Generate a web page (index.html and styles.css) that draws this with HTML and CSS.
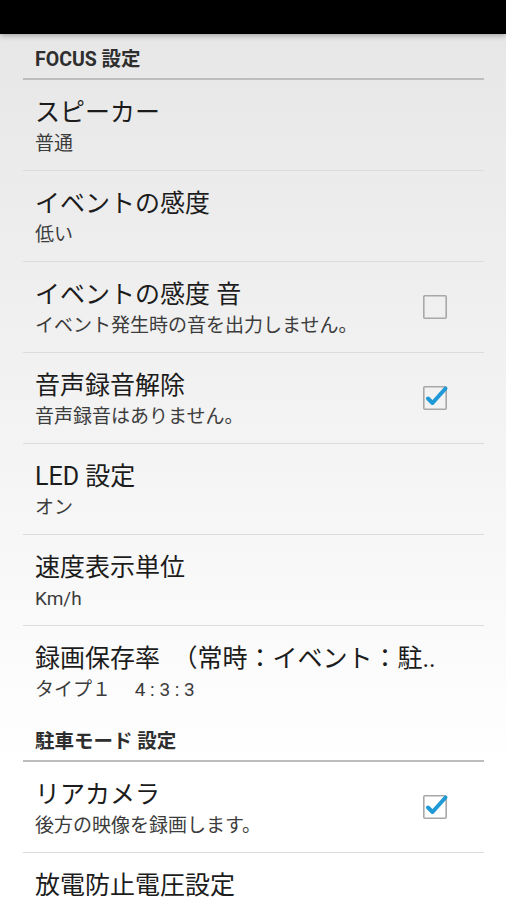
FILE: index.html
```html
<!DOCTYPE html>
<html lang="ja">
<head>
    <meta charset="UTF-8">
    <title>FOCUS 設定</title>
    <link rel="stylesheet" href="styles.css">
</head>
<body>
<div id="status"></div>
<div id="screen">
    <div class="list">
        <div class="cat">FOCUS 設定</div>

        <div class="item">
            <div class="text">
                <p class="title">スピーカー</p>
                <p class="sub">普通</p>
            </div>
        </div>
        <div class="item">
            <div class="text">
                <p class="title">イベントの感度</p>
                <p class="sub">低い</p>
            </div>
        </div>
        <div class="item">
            <div class="text">
                <p class="title">イベントの感度 音</p>
                <p class="sub">イベント発生時の音を出力しません。</p>
            </div>
            <svg class="check" width="30" height="30" viewBox="0 0 30 30">
                <rect x="3.8" y="3.8" width="22.4" height="22.4" rx="1" fill="none" stroke="#a8a8a8" stroke-width="1.6"/>
            </svg>
        </div>
        <div class="item">
            <div class="text">
                <p class="title">音声録音解除</p>
                <p class="sub">音声録音はありません。</p>
            </div>
            <svg class="check" width="30" height="30" viewBox="0 0 30 30">
                <rect x="3.8" y="3.8" width="22.4" height="22.4" rx="1" fill="none" stroke="#a8a8a8" stroke-width="1.6"/>
                <path d="M8 15.5 L12.5 20 L25.5 5.5" fill="none" stroke="#1f9ad6" stroke-width="4" stroke-linecap="round" stroke-linejoin="round"/>
            </svg>
        </div>
        <div class="item">
            <div class="text">
                <p class="title">LED 設定</p>
                <p class="sub">オン</p>
            </div>
        </div>
        <div class="item">
            <div class="text">
                <p class="title">速度表示単位</p>
                <p class="sub">Km/h</p>
            </div>
        </div>
        <div class="item last">
            <div class="text">
                <p class="title">録画保存率　（常時：イベント：駐..</p>
                <p class="sub">タイプ１　 4 : 3 : 3</p>
            </div>
        </div>

        <div class="cat">駐車モード 設定</div>

        <div class="item">
            <div class="text">
                <p class="title">リアカメラ</p>
                <p class="sub">後方の映像を録画します。</p>
            </div>
            <svg class="check" width="30" height="30" viewBox="0 0 30 30">
                <rect x="3.8" y="3.8" width="22.4" height="22.4" rx="1" fill="none" stroke="#a8a8a8" stroke-width="1.6"/>
                <path d="M8 15.5 L12.5 20 L25.5 5.5" fill="none" stroke="#1f9ad6" stroke-width="4" stroke-linecap="round" stroke-linejoin="round"/>
            </svg>
        </div>
        <div class="item">
            <div class="text">
                <p class="title">放電防止電圧設定</p>
            </div>
        </div>
    </div>
</div>
</body>
</html>
```

FILE: styles.css
```css
* {
    margin: 0;
    padding: 0;
}

html, body {
    height: 100%;
    overflow: hidden;
}

body {
    font-family: Roboto, "Noto Sans CJK JP", sans-serif;
    background: #fff;
}

#status {
    height: 34px;
    background: #000;
    position: relative;
    z-index: 2;
    box-shadow: 0 1px 6px rgba(0, 0, 0, 0.35);
}

#screen {
    height: 866px;
    background: linear-gradient(#e7e7e7, #f3f3f3 45%, #ffffff 85%);
}

.list {
    margin: 0 22px 0 23px;
}

.cat {
    height: 46px;
    padding: 3px 0 0 12px;
    box-sizing: border-box;
    display: flex;
    align-items: center;
    border-bottom: 2px solid #bdbdbd;
    font-size: 19.5px;
    font-weight: bold;
    color: #2e2e2e;
}

.item {
    height: 91px;
    box-sizing: border-box;
    padding: 17px 34px 0 12px;
    display: flex;
    align-items: flex-start;
    border-bottom: 1px solid #dcdcdc;
}

.item.last {
    height: 90px;
    border-bottom: none;
}

.text {
    flex: 1;
    min-width: 0;
}

.title {
    font-size: 25px;
    line-height: 32px;
    color: #1c1c1c;
    white-space: nowrap;
}

.sub {
    font-size: 19px;
    line-height: 30px;
    color: #3c3c3c;
    white-space: nowrap;
}

.check {
    flex: none;
    align-self: center;
    margin-top: -17px;
}
```
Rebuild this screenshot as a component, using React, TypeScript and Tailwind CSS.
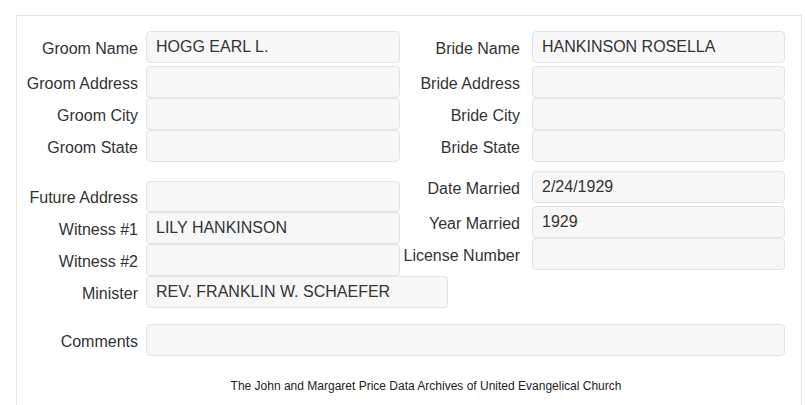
import React from "react";

const font = { fontFamily: '"Liberation Sans", Arial, sans-serif' };

function Field({
  label,
  value,
  labelW,
  gap,
  boxW,
  h = "h-8",
  className = "",
}: {
  label: string;
  value?: string;
  labelW: string;
  gap: string;
  boxW: string;
  h?: string;
  className?: string;
}) {
  return (
    <div className={`flex items-center ${gap} ${className}`}>
      <div className={`${labelW} shrink-0 text-right text-[16px] leading-[18px] text-[#333] pt-[3px] whitespace-nowrap`}>
        {label}
      </div>
      <div
        className={`${boxW} ${h} shrink-0 rounded-[4px] border border-[#e3e3e3] bg-[#f7f7f7] px-[9px] flex items-center text-[16px] text-[#333]`}
      >
        {value}
      </div>
    </div>
  );
}

export default function App() {
  const L = { labelW: "w-[121px]", gap: "gap-[8px]", boxW: "w-[254px]" };
  const R = { labelW: "w-[120px]", gap: "gap-[12px]", boxW: "w-[253px]" };
  return (
    <div className="w-[805px] h-[405px] overflow-hidden bg-white" style={font}>
      <div className="ml-[16px] mt-[15px] w-[786px] h-[420px] border border-[#e5e5e5] border-b-0 pt-[15px]">
        {/* Section 1 */}
        <div className="flex">
          <div className="w-[383px] flex flex-col">
            <Field label="Groom Name" value="HOGG EARL L." {...L} className="mb-[3px]" />
            <Field label="Groom Address" {...L} />
            <Field label="Groom City" {...L} />
            <Field label="Groom State" {...L} />
          </div>
          <div className="flex flex-col">
            <Field label="Bride Name" value="HANKINSON ROSELLA" {...R} className="mb-[3px]" />
            <Field label="Bride Address" {...R} />
            <Field label="Bride City" {...R} />
            <Field label="Bride State" {...R} />
          </div>
        </div>
        {/* Section 2 */}
        <div className="flex mt-[9px]">
          <div className="w-[383px] flex flex-col pt-[10px]">
            <Field label="Future Address" {...L} h="h-[31px]" />
            <Field label="Witness #1" value="LILY HANKINSON" {...L} />
            <Field label="Witness #2" {...L} />
            <Field label="Minister" value="REV. FRANKLIN W. SCHAEFER" labelW={L.labelW} gap={L.gap} boxW="w-[302px]" />
          </div>
          <div className="flex flex-col">
            <Field label="Date Married" value="2/24/1929" {...R} className="mb-[3px]" />
            <Field label="Year Married" value="1929" {...R} />
            <Field label="License Number" {...R} />
          </div>
        </div>
        {/* Comments */}
        <div className="mt-[16px]">
          <Field label="Comments" labelW={L.labelW} gap={L.gap} boxW="w-[639px]" />
        </div>
        <div className="mt-[21px] text-center text-[12px] text-[#222] pl-[34px]">
          The John and Margaret Price Data Archives of United Evangelical Church
        </div>
      </div>
    </div>
  );
}
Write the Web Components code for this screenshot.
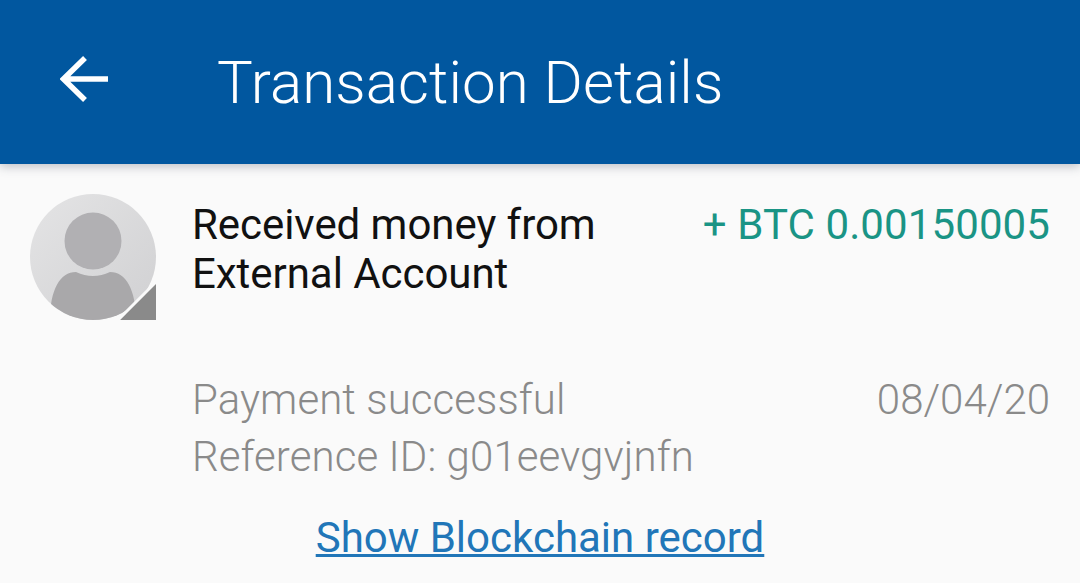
<!DOCTYPE html>
<html>
<head>
<meta charset="utf-8">
<style>
    html, body { margin: 0; height: 100%; background: #fafafa; overflow: hidden; }
</style>
</head>
<body>
<tx-page>
    <app-bar title="Transaction Details"></app-bar>
    <tx-row></tx-row>
</tx-page>

<script>
class TxPage extends HTMLElement {
    constructor() {
        super();
        this.attachShadow({ mode: 'open' }).innerHTML = `
            <style>
                :host { display: flex; flex-direction: column; height: 583px; background: #fafafa; font-family: Roboto, sans-serif; }
            </style>
            <slot></slot>
        `;
    }
}

class AppBar extends HTMLElement {
    constructor() {
        super();
        this.attachShadow({ mode: 'open' }).innerHTML = `
            <style>
                :host { display: flex; align-items: center; height: 164px; flex: none; padding-left: 60px; background: #01579f; color: #fff; box-shadow: 0 2px 10px rgba(60,70,90,.35); position: relative; z-index: 1; }
                svg { width: 48px; height: 48px; flex: none; margin-top: -7px; }
                h1 { margin: 2px 0 0 109px; font: 300 60px/1 Roboto, sans-serif; letter-spacing: .1px; }
            </style>
            <svg viewBox="0 0 48 48" fill="none" stroke="#fff" stroke-width="5.5"><path d="M3 24H48M25 3L3.5 24L25 45"/></svg>
            <h1></h1>
        `;
        this.shadowRoot.querySelector('h1').textContent = this.getAttribute('title');
    }
}

class UserAvatar extends HTMLElement {
    constructor() {
        super();
        this.attachShadow({ mode: 'open' }).innerHTML = `
            <style>
                :host { display: block; width: 126px; height: 126px; flex: none; }
                svg { display: block; }
            </style>
            <svg width="126" height="126" viewBox="0 0 126 126">
                <defs>
                    <linearGradient id="g" x1="0" y1="0" x2="1" y2="1">
                        <stop offset="0" stop-color="#e4e4e5"/>
                        <stop offset="1" stop-color="#d0d0d2"/>
                    </linearGradient>
                    <clipPath id="c"><circle cx="63" cy="63" r="63"/></clipPath>
                </defs>
                <circle cx="63" cy="63" r="63" fill="url(#g)"/>
                <circle cx="63" cy="47" r="28.5" fill="#b1b0b3"/>
                <path clip-path="url(#c)" d="M20 126C20 96 30 78 46 78Q63 86 80 78C96 78 106 96 106 126Z" fill="#a9a8aa"/>
                <path d="M88 126L126 88V126Z" fill="#8a8a8a"/>
                <path d="M86 128L128 86" stroke="#fafafa" stroke-width="3"/>
            </svg>
        `;
    }
}

class TxRow extends HTMLElement {
    constructor() {
        super();
        this.attachShadow({ mode: 'open' }).innerHTML = `
            <style>
                :host { display: grid; grid-template-columns: 126px 1fr auto; column-gap: 37px; padding: 30px 30px 0; white-space: nowrap; }
                .who { font-size: 42px; line-height: 49px; color: #111; margin: 6px 0 0 -1px; letter-spacing: -.05px; }
                .amount { font-size: 42px; line-height: 49px; color: #1a9485; margin-top: 6px; letter-spacing: .1px; }
                .meta { grid-column: 2; min-width: 0; margin: 51px 0 0 -1px; font-size: 42px; font-weight: 300; line-height: 57px; color: #8a8a8a; letter-spacing: .08px; }
                .date { margin-top: 51px; font-size: 42px; font-weight: 300; line-height: 57px; color: #8a8a8a; text-align: right; }
                .link { grid-column: 1 / -1; margin-top: 28px; text-align: center; font-size: 42px; line-height: 49px; }
                a { color: #2176b8; text-decoration: underline; text-decoration-thickness: 3px; }
            </style>
            <user-avatar></user-avatar>
            <div class="who">Received money from<br>External Account</div>
            <div class="amount">+ BTC 0.00150005</div>
            <div class="meta">Payment successful<br>Reference ID: g01eevgvjnfn</div>
            <div class="date">08/04/20</div>
            <div class="link"><a href="#">Show Blockchain record</a></div>
        `;
    }
}

customElements.define('user-avatar', UserAvatar);
customElements.define('app-bar', AppBar);
customElements.define('tx-row', TxRow);
customElements.define('tx-page', TxPage);
</script>
</body>
</html>
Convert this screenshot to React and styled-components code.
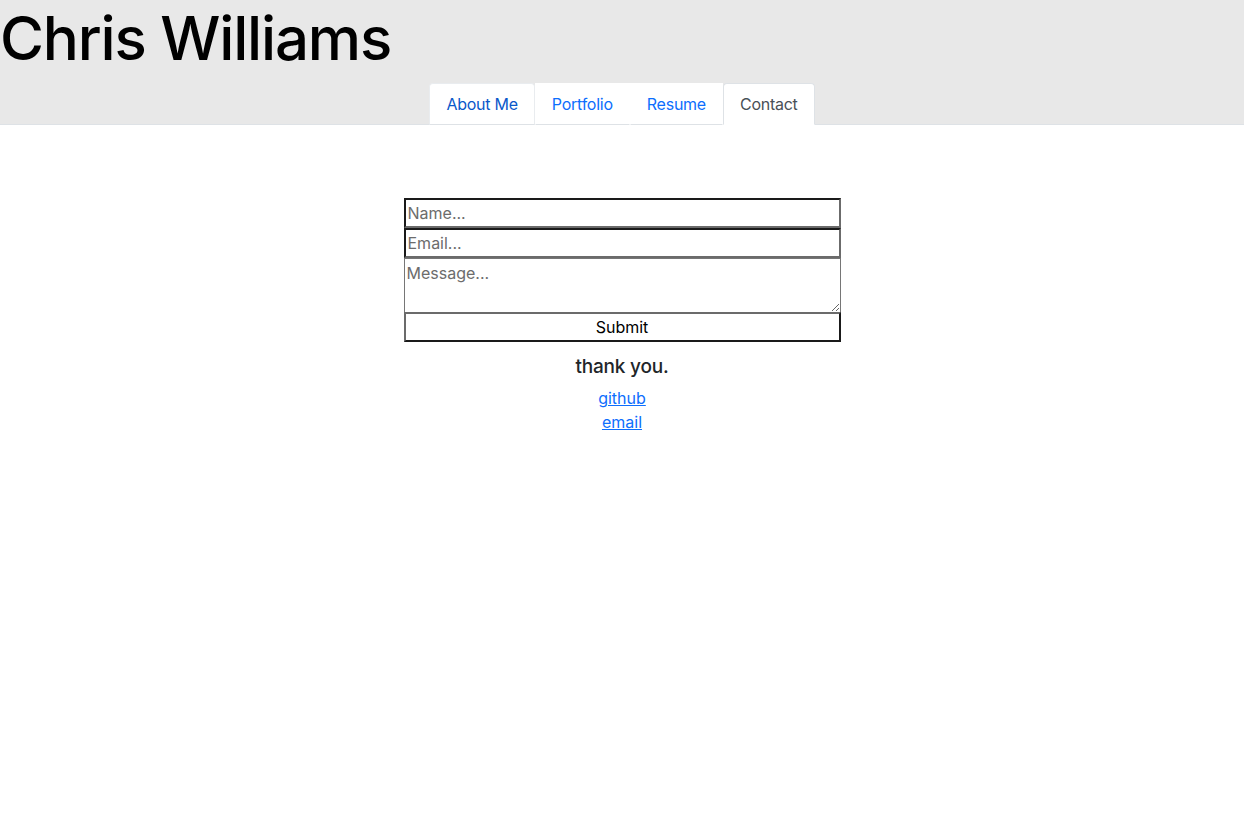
import React, { useState } from "react";
import styled, { createGlobalStyle } from "styled-components";

const GlobalStyle = createGlobalStyle`
  html, body {
    margin: 0;
    padding: 0;
    background: #fff;
    font-family: Inter, "Liberation Sans", sans-serif;
    font-size: 16px;
    line-height: 1.5;
    color: #212529;
  }
  * { box-sizing: border-box; }
`;

const tabs = ["About Me", "Portfolio", "Resume", "Contact"];

export default function App() {
  const [active, setActive] = useState("Contact");

  return (
    <>
      <GlobalStyle />
      <Header>
        <Title>Chris Williams</Title>
        <Tabs>
          {tabs.map((t) => (
            <Tab key={t} $active={t === active} $hover={t === "About Me"} onClick={() => setActive(t)}>
              {t}
            </Tab>
          ))}
        </Tabs>
      </Header>

      <Main>
        <Form onSubmit={(e) => e.preventDefault()}>
          <Input type="text" placeholder="Name..." />
          <Input type="email" placeholder="Email..." />
          <Message placeholder="Message..." />
          <Submit type="submit">Submit</Submit>
        </Form>
        <Thanks>thank you.</Thanks>
        <Links>
          <a href="#github">github</a>
          <a href="#email">email</a>
        </Links>
      </Main>
    </>
  );
}

const Header = styled.header`
  background: #e8e8e8;
  border-bottom: 1px solid #dee2e6;
  display: flex;
  flex-direction: column;
`;

const Title = styled.h1`
  margin: 0;
  height: 83px;
  font-size: 60px;
  font-weight: 500;
  letter-spacing: -1.2px;
  line-height: 76px;
  color: #000;
`;

const Tabs = styled.nav`
  display: flex;
  justify-content: center;
  margin-bottom: -1px;
`;

const Tab = styled.button`
  font: inherit;
  background: #fff;
  padding: 8px 16px;
  line-height: 24px;
  letter-spacing: -0.25px;
  cursor: pointer;
  border: 1px solid transparent;
  border-radius: ${(p) => (p.$active || p.$hover ? "4px 4px 0 0" : "0")};
  color: ${(p) => (p.$active ? "#495057" : p.$hover ? "#0a58ca" : "#0d6efd")};
  border-color: ${(p) =>
    p.$active
      ? "#dee2e6 #dee2e6 #fff"
      : p.$hover
      ? "#e9ecef #e9ecef #dee2e6"
      : "#fff #fff #dee2e6"};
`;

const Main = styled.main`
  display: flex;
  flex-direction: column;
  align-items: center;
  padding-top: 73px;
`;

const Form = styled.form`
  width: 437px;
  display: flex;
  flex-direction: column;
`;

const Input = styled.input`
  height: 30px;
  width: 100%;
  margin: 0;
  padding: 1px 2px;
  font: inherit;
  font-size: 16px;
  border: 2px solid;
  border-color: #1a1a1a #6b6b6b #6b6b6b #1a1a1a;
  &::placeholder { color: #6c6c6c; }
`;

const Message = styled.textarea`
  height: 55px;
  width: 100%;
  margin: 0 0 -1px;
  padding: 2px;
  font: inherit;
  font-size: 16px;
  line-height: 1.5;
  border: 1px solid #767676;
  &::placeholder { color: #6c6c6c; }
`;

const Submit = styled.button`
  height: 30px;
  width: 100%;
  margin: 0;
  font: inherit;
  font-size: 16px;
  color: #000;
  background: #fff;
  border: 2px solid;
  border-color: #6b6b6b #1a1a1a #1a1a1a #6b6b6b;
  line-height: 24px;
  padding: 0;
`;

const Thanks = styled.p`
  margin: 11px 0 0;
  font-size: 19px;
  line-height: 28px;
  font-weight: 500;
  letter-spacing: -0.2px;
  color: #212529;
`;

const Links = styled.div`
  display: flex;
  flex-direction: column;
  align-items: center;
  margin-top: 5px;

  a {
    color: #0d6efd;
    text-decoration: underline;
    line-height: 24px;
  }
`;
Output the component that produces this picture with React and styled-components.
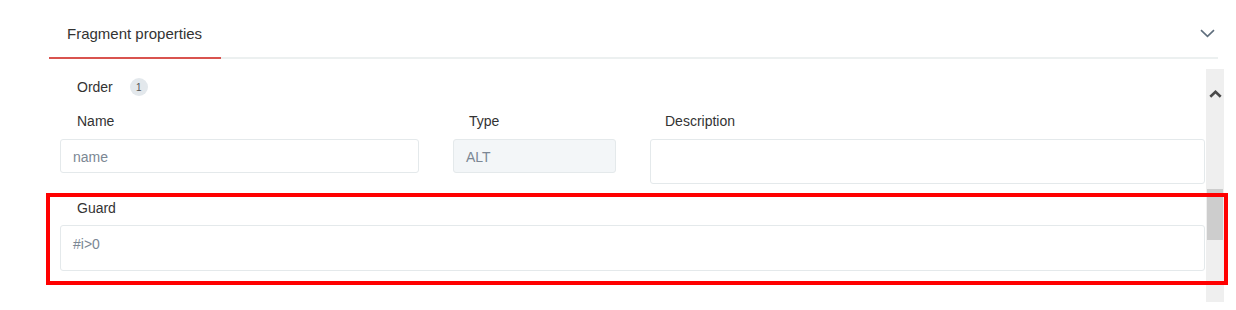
import React from "react";
import styled, { createGlobalStyle } from "styled-components";

const Global = createGlobalStyle`
  html, body { margin: 0; padding: 0; background: #fff; }
  body { font-family: "Liberation Sans", Arial, sans-serif; color: #333; }
  * { box-sizing: border-box; }
`;

const Page = styled.div`
  position: relative;
  width: 1236px;
  height: 310px;
  padding-left: 49px;
`;

const Header = styled.div`
  width: 1169px;
  height: 59px;
  display: flex;
  align-items: stretch;
  justify-content: space-between;
  border-bottom: 2px solid #ecf0f0;
`;

const Tab = styled.div`
  width: 172px;
  padding: 25px 0 0 18px;
  font-size: 15px;
  line-height: 18px;
  color: #333;
  border-bottom: 2px solid #d9534f;
  margin-bottom: -2px;
`;

const Toggle = styled.div`
  padding: 24px 3px 0 0;
  color: #5f6e7d;
`;

const Body = styled.div`
  margin-top: 10px;
  width: 1175px;
  height: 233px;
  display: flex;
`;

const Content = styled.div`
  flex: 1;
  padding: 9px 1px 0 11px;
`;

const OrderRow = styled.div`
  display: flex;
  align-items: center;
  gap: 17px;
  height: 18px;
  padding-left: 17px;
  font-size: 14px;
`;

const Badge = styled.span`
  width: 18px;
  height: 18px;
  border-radius: 50%;
  background: #e3e8ec;
  color: #555;
  font-size: 10px;
  display: inline-flex;
  align-items: center;
  justify-content: center;
`;

const Row = styled.div`
  display: grid;
  grid-template-columns: ${(p) => p.$cols};
  column-gap: 34px;
  margin-top: ${(p) => p.$top}px;
`;

const Field = styled.div`
  display: flex;
  flex-direction: column;
`;

const Label = styled.div`
  font-size: 14px;
  line-height: 18px;
  color: #333;
  padding-left: ${(p) => p.$indent || 16}px;
  margin-bottom: ${(p) => p.$gap || 9}px;
`;

const Input = styled.div`
  height: ${(p) => p.$h || 34}px;
  border: 1px solid #e4e9eb;
  border-radius: 3px;
  background: ${(p) => (p.$disabled ? "#f3f6f8" : "#fff")};
  padding: ${(p) => (p.$top ? "9px 12px" : "1px 12px 0")};
  display: flex;
  align-items: ${(p) => (p.$top ? "flex-start" : "center")};
  font-size: 14px;
  line-height: 18px;
  color: #7b8794;
`;

const Scrollbar = styled.div`
  width: 18px;
  background: #efefef;
  display: flex;
  flex-direction: column;
  align-items: center;
`;

const ArrowBtn = styled.div`
  height: 48px;
  width: 100%;
  display: flex;
  align-items: center;
  justify-content: center;
  padding-top: 2px;
`;

const Thumb = styled.div`
  margin-top: 72px;
  width: 16px;
  height: 51px;
  background: #cdcdcd;
`;

const Highlight = styled.div`
  position: absolute;
  left: 46px;
  top: 193px;
  width: 1182px;
  height: 92px;
  border: 4px solid #ff0000;
  pointer-events: none;
`;

export default function App() {
  return (
    <>
      <Global />
      <Page>
        <Header>
          <Tab>Fragment properties</Tab>
          <Toggle>
            <svg width="15" height="9" viewBox="0 0 15 9" fill="none">
              <path d="M1 1.2 L7.5 7.4 L14 1.2" stroke="currentColor" strokeWidth="1.6" />
            </svg>
          </Toggle>
        </Header>
        <Body>
          <Content>
            <OrderRow>
              <span>Order</span>
              <Badge>1</Badge>
            </OrderRow>
            <Row $cols="359px 163px 1fr" $top={16}>
              <Field>
                <Label $indent={17}>Name</Label>
                <Input>name</Input>
              </Field>
              <Field>
                <Label>Type</Label>
                <Input $disabled>ALT</Input>
              </Field>
              <Field>
                <Label $indent={15}>Description</Label>
                <Input $h={45} />
              </Field>
            </Row>
            <Row $cols="1fr" $top={15}>
              <Field>
                <Label $indent={17} $gap={8}>Guard</Label>
                <Input $h={46} $top>#i&gt;0</Input>
              </Field>
            </Row>
          </Content>
          <Scrollbar>
            <ArrowBtn>
              <svg width="13" height="8" viewBox="0 0 13 8" fill="none">
                <path d="M1.3 6.8 L6.5 1.8 L11.7 6.8" stroke="#4a4a4a" strokeWidth="2.6" />
              </svg>
            </ArrowBtn>
            <Thumb />
          </Scrollbar>
        </Body>
        <Highlight />
      </Page>
    </>
  );
}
----------
GOAL
Only the lines starting at the line with "Convert this screenshot" and ending at the line with "const [active, setActive]" should be printed again, exactly and with both ends kept; omit the pictures.

THE RESULT
Convert this screenshot to React and styled-components code.
import React, { useState } from "react";
import styled, { createGlobalStyle } from "styled-components";

const GlobalStyle = createGlobalStyle`
  html, body {
    margin: 0;
    padding: 0;
    background: #fff;
    font-family: Inter, "Liberation Sans", sans-serif;
    font-size: 16px;
    line-height: 1.5;
    color: #212529;
  }
  * { box-sizing: border-box; }
`;

const tabs = ["About Me", "Portfolio", "Resume", "Contact"];

export default function App() {
  const [active, setActive] = useState("Contact");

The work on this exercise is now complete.